→ **Set task**
Search the material and gather each line with "React" in it.

→ **Data provided**
:::

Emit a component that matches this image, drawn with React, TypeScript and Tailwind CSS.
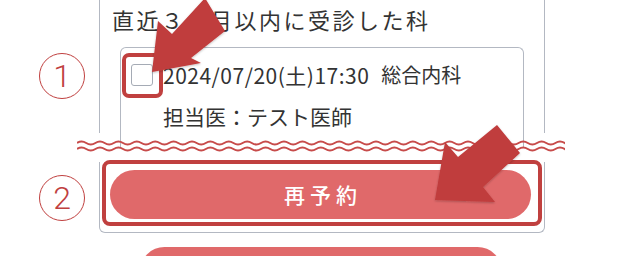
import React from "react";

const jp = { fontFamily: '"Noto Sans CJK JP", "Noto Sans", sans-serif' };

function wavePath(y: number, width: number) {
  const period = 18.4;
  const amp = 3;
  let d = `M0 ${y} q${period / 4} ${-amp} ${period / 2} 0`;
  const n = Math.ceil(width / (period / 2));
  for (let i = 0; i < n; i++) d += ` t${period / 2} 0`;
  return d;
}

function Circled({ n }: { n: string }) {
  return (
    <div className="w-[46px] h-[46px] rounded-full border-[1.5px] border-[#c0403f] flex items-center justify-center text-[#c0403f] text-[32px] font-light leading-none" style={{ fontFamily: "Roboto, sans-serif" }}>
      {n}
    </div>
  );
}

export default function App() {
  return (
    <div className="relative w-[640px] h-[256px] overflow-hidden bg-white text-[#333]" style={jp}>
      {/* 上部：受診した科 */}
      <div className="flex h-[133px]">
        <div className="w-[99px] shrink-0 pl-[39px] pt-[53px]">
          <Circled n="1" />
        </div>
        <div className="w-[446px] border-x border-[#b3b8c2] pt-[4px]">
          <h2 className="pl-[12px] text-[22px] leading-[30px] tracking-[2.5px]">
            直近３ヶ月以内に受診した科
          </h2>
          <div className="mt-[13px] mx-[20px] border border-b-0 border-[#b3b8c2] rounded-t-md pl-[10px] pt-[15px] h-[100px]">
            <div className="flex items-center">
              <div className="relative w-[22px] h-[22px] shrink-0">
                <div className="w-full h-full rounded-[3px] border border-[#a5abb5] bg-white" />
                <div className="absolute left-[-9px] top-[-11px] w-[41px] h-[45px] border-4 border-[#c0403f] rounded-[7px]" />
              </div>
              <span className="ml-[10px] text-[21px] leading-[24px] tracking-[0.5px]">
                2024/07/20(土)17:30
              </span>
              <span className="ml-[12px] text-[20px] leading-[24px]">総合内科</span>
            </div>
            <div className="pl-[32px] mt-[17px] text-[21px] leading-[24px]">担当医：テスト医師</div>
          </div>
        </div>
      </div>

      {/* 省略線 */}
      <div className="h-[29px] pl-[77px]">
        <svg width="488" height="29" viewBox="0 0 488 29">
          <path d={wavePath(10, 488)} fill="none" stroke="#c74b4a" strokeWidth="2" />
          <path d={wavePath(16, 488)} fill="none" stroke="#c74b4a" strokeWidth="2" />
        </svg>
      </div>

      {/* 下部：再予約ボタン */}
      <div className="flex">
        <div className="w-[99px] shrink-0 pl-[39px] pt-[13px]">
          <Circled n="2" />
        </div>
        <div className="w-[446px] h-[71px] border-x border-b border-[#b3b8c2] rounded-b-md">
          <div className="-mt-[2px] ml-[2px] w-[440px] border-4 border-[#c0403f] rounded-lg pl-[4px] pr-[7px] pt-[6px] pb-[3px]">
            <button className="w-full h-[49px] rounded-full bg-[#e0696a] text-white text-[21px] tracking-[5px] pl-[5px] font-medium">
              再予約
            </button>
          </div>
        </div>
      </div>

      <div className="mt-[14px] ml-[140px] w-[362px] h-[49px] rounded-full bg-[#e0696a]" />

      {/* 注釈の矢印 */}
      <svg className="absolute inset-0 pointer-events-none" width="640" height="256" viewBox="0 0 640 256">
        <defs>
          <filter id="sh" x="-20%" y="-20%" width="140%" height="140%">
            <feDropShadow dx="0" dy="1" stdDeviation="1" floodColor="#000" floodOpacity="0.25" />
          </filter>
        </defs>
        <polygon points="152,72 158,21 172,34 205,-2 225,31 191,58 201,63" fill="#c03c3c" filter="url(#sh)" />
        <polygon points="435,200 445,142 458,157 497,125 520,153 483,187 495,202" fill="#c03c3c" filter="url(#sh)" />
      </svg>
    </div>
  );
}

:::

→ **Response**
Emit a component that matches this image, drawn with React, TypeScript and Tailwind CSS.
import React from "react";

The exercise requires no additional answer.